Koskocaman, üç ayaklı dev makinelerle ilerleyen ve hiç tereddütsüz insanoğlunun sonunu getirmek amacıyla yola çıkan bu yaratıklar, insanların karşı koymasıyla mücadele ederler. Belirli noktalarda kurulan cephe hatlarıyla düşmanı yavaşlatmaya çalışan insanlar çok kayıp verirler. Bir şey hatırlatmakta fayda var; insanların savunma yaparken modern silah kullandığı aklınıza gelmesin. İnsanoğlu burada hala koca toplarla savunma yapıyor.
Ama ne olursa olsun kahramanımız ümidini asla kaybetmiyor. Yaşama içgüdüsü ona güç ve azim veriyor. Marslılar Dünya’yı ülkeyi yok ederken bazı insanların içinde ümit ve kazanma hırsı vardır. Hikayenin sonunu da zaten bu insanlar yazıyor. Zor savaş ve ağır kayıplarla birlikte neredeyse insanlığın hiç umudu kalmaz.

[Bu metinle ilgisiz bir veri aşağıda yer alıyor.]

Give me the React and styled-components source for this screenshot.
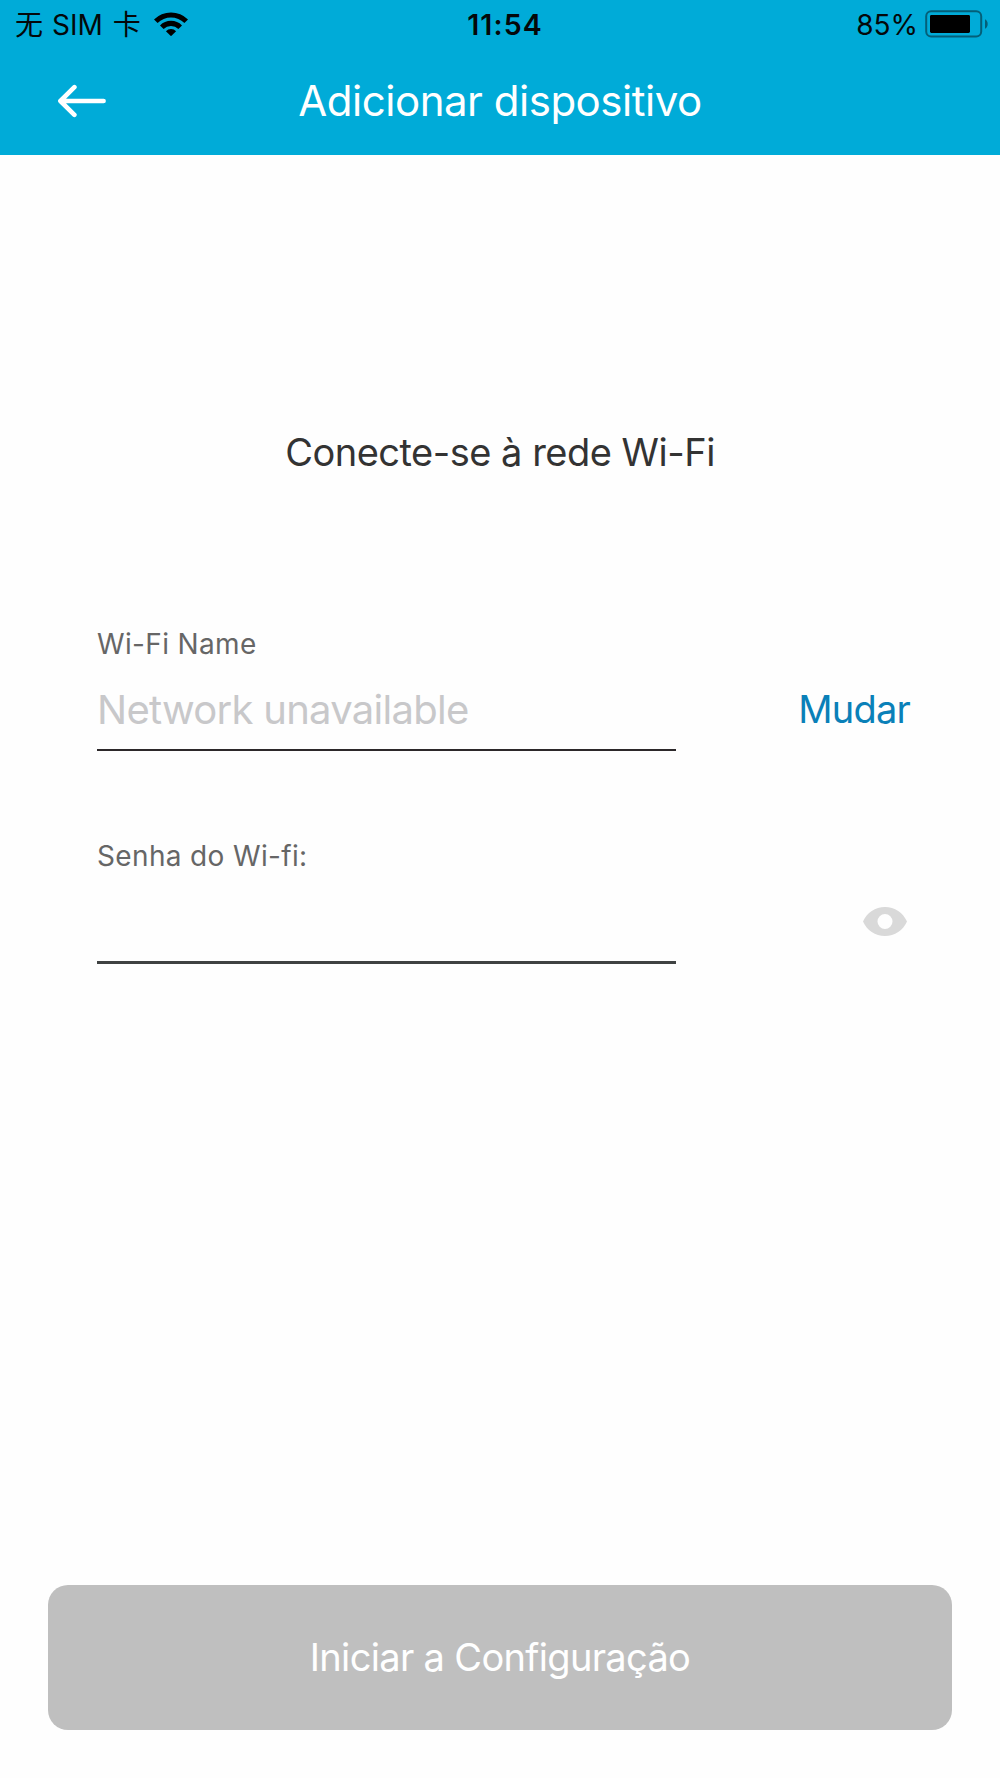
import styled, { createGlobalStyle } from 'styled-components';

export default function App() {
  return (
    <Screen>
      <GlobalStyle />
      <Header>
        <StatusBar>
          <Carrier>
            <Han>无</Han>
            <StatusText>SIM</StatusText>
            <Han>卡</Han>
            <WifiIcon />
          </Carrier>
          <Clock>11:54</Clock>
          <Power>
            <StatusText>85%</StatusText>
            <BatteryIcon />
          </Power>
        </StatusBar>
        <NavBar>
          <BackButton aria-label="Voltar">
            <ArrowIcon />
          </BackButton>
          <Title>Adicionar dispositivo</Title>
        </NavBar>
      </Header>
      <Content>
        <Heading>Conecte-se à rede Wi-Fi</Heading>
        <Field>
          <Label htmlFor="ssid">Wi-Fi Name</Label>
          <FieldRow $height={90}>
            <Input id="ssid" placeholder="Network unavailable" $line="2px solid #2c282a" />
            <ChangeButton>Mudar</ChangeButton>
          </FieldRow>
        </Field>
        <Field>
          <Label htmlFor="password">Senha do Wi-fi:</Label>
          <FieldRow $height={91}>
            <Input id="password" type="password" $line="3px solid #3f4242" />
            <EyeButton aria-label="Mostrar senha">
              <EyeIcon />
            </EyeButton>
          </FieldRow>
        </Field>
      </Content>
      <Footer>
        <SubmitButton>Iniciar a Configuração</SubmitButton>
      </Footer>
    </Screen>
  );
}

function WifiIcon() {
  return (
    <Wifi viewBox="0 0 34 24">
      <path d="M0 7.5A24 24 0 0 1 34 7.5L30.4 11.1A18.9 18.9 0 0 0 3.6 11.1Z" />
      <path d="M6 13.4A15.6 15.6 0 0 1 28 13.4L24.4 17A10.5 10.5 0 0 0 9.6 17Z" />
      <path d="M11.9 19.2A7.2 7.2 0 0 1 22.1 19.2L17 24.2Z" />
    </Wifi>
  );
}

function BatteryIcon() {
  return (
    <Battery viewBox="0 0 64 28">
      <rect x="1.2" y="1.2" width="55" height="25.4" rx="5" fill="none" stroke="#045f78" strokeWidth="2" />
      <rect x="5" y="5" width="40" height="18" rx="1.4" />
      <path d="M60 9.3C63.6 10.8 63.6 17.2 60 18.7Z" fill="#045f78" />
    </Battery>
  );
}

function ArrowIcon() {
  return (
    <Arrow viewBox="0 0 50 34">
      <path d="M17.4 3.2L3.4 17L17.4 30.8M3.4 17H46.6" />
    </Arrow>
  );
}

function EyeIcon() {
  return (
    <Eye viewBox="0 0 44 29">
      <path
        fillRule="evenodd"
        d="M0 14.5C3.8 5.8 12.3 0 22 0S40.2 5.8 44 14.5C40.2 23.2 31.7 29 22 29S3.8 23.2 0 14.5ZM22 7A7.5 7.5 0 1 0 22 22A7.5 7.5 0 1 0 22 7Z"
      />
    </Eye>
  );
}

const GlobalStyle = createGlobalStyle`
  body {
    margin: 0;
    background: #fefefe;
  }

  * {
    box-sizing: border-box;
  }

  button, input {
    font-family: inherit;
    font-weight: inherit;
    border: none;
    padding: 0;
    background: none;
  }
`;

const Screen = styled.div`
  display: flex;
  flex-direction: column;
  width: 1000px;
  height: 1778px;
  background: #fefefe;
  font-family: Inter, 'Noto Sans CJK SC', sans-serif;
  font-weight: 370;
  overflow: hidden;
`;

const Header = styled.header`
  height: 155px;
  background: #00abd8;
`;

const StatusBar = styled.div`
  display: grid;
  grid-template-columns: 1fr auto 1fr;
  align-items: center;
  height: 50px;
  padding: 0 11px 0 15px;
  color: #04080a;
`;

const Carrier = styled.div`
  display: flex;
  align-items: center;
`;

const StatusText = styled.span`
  font-size: 28px;
  font-weight: 400;
  line-height: 50px;
`;

const Han = styled.span`
  padding-bottom: 3px;
  font-family: 'Noto Sans CJK SC', sans-serif;
  font-size: 28px;
  font-weight: 400;
  line-height: 47px;

  & + span {
    margin: 0 10px 0 9px;
  }
`;

const Clock = styled.span`
  padding-left: 6px;
  font-size: 28.5px;
  font-weight: 600;
  letter-spacing: 1.1px;
  line-height: 50px;
`;

const Power = styled.div`
  display: flex;
  align-items: center;
  justify-content: flex-end;
  gap: 7px;
`;

const Wifi = styled.svg`
  width: 34px;
  height: 24px;
  margin: -2px 0 0 13px;
`;

const Battery = styled.svg`
  width: 64px;
  height: 28px;
  margin-top: -2px;
`;

const NavBar = styled.div`
  display: grid;
  grid-template-columns: 160px 1fr 160px;
  align-items: center;
  height: 102px;
`;

const BackButton = styled.button`
  display: flex;
  padding-left: 57px;
`;

const Arrow = styled.svg`
  width: 50px;
  height: 34px;
  fill: none;
  stroke: #fff;
  stroke-width: 4.6px;
  stroke-linecap: round;
  stroke-linejoin: round;
`;

const Title = styled.h1`
  margin: 0;
  color: #fff;
  font-size: 42px;
  font-weight: inherit;
  line-height: 50px;
  letter-spacing: -0.48px;
  text-align: center;
  white-space: nowrap;
`;

const Content = styled.main`
  flex: 1;
  padding: 272px 90px 0 97px;
`;

const Heading = styled.h2`
  margin: 0 7px 150px 0;
  color: #333;
  font-size: 38px;
  font-weight: inherit;
  line-height: 50px;
  letter-spacing: -0.5px;
  text-align: center;
`;

const Field = styled.div`
  height: 212px;
`;

const Label = styled.label`
  display: block;
  color: #666;
  font-size: 28px;
  font-weight: 400;
  line-height: 34px;
  letter-spacing: 0.35px;
`;

const FieldRow = styled.div`
  display: flex;
  justify-content: space-between;
  align-items: center;
  height: ${(props) => props.$height}px;
`;

const Input = styled.input`
  width: 579px;
  height: 100%;
  padding-top: 8px;
  border-bottom: ${(props) => props.$line};
  border-radius: 0;
  color: #333;
  font-size: 40px;
  letter-spacing: -0.72px;
  outline: none;

  &::placeholder {
    color: #c8c8ca;
    opacity: 1;
  }
`;

const ChangeButton = styled.button`
  padding-top: 6px;
  color: #0a80b8;
  font-size: 38px;
  line-height: 50px;
  letter-spacing: -0.8px;
`;

const EyeButton = styled.button`
  display: flex;
  padding-top: 6px;
  margin-right: 3px;
`;

const Eye = styled.svg`
  width: 44px;
  height: 29px;
  fill: #d9d9d9;
`;

const Footer = styled.footer`
  padding: 0 48px 48.5px;
`;

const SubmitButton = styled.button`
  width: 904px;
  height: 145px;
  border-radius: 20px;
  background: #bfbfbf;
  color: #fff;
  font-size: 38px;
  line-height: 50px;
  letter-spacing: -0.66px;
`;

Eseri okurken bazı yerlerde teknik hatalar gözünüze çarpabilir. Ama bunlardan daha çok altı çizilecek cümleler var. Sonuç olarak günümüzden yıllar öncesi yazılmış ve hala okunabilirliği olan bir kitaptan bahsediyoruz. Bilim kurgu kitaplarıyla aranız iyiyse bu kitabı mutlaka okumalısınız. Ayrıca bilim kurgu kitaplarına başlamak isteyenler için de önemli bir başlangıç kitabı olabilir.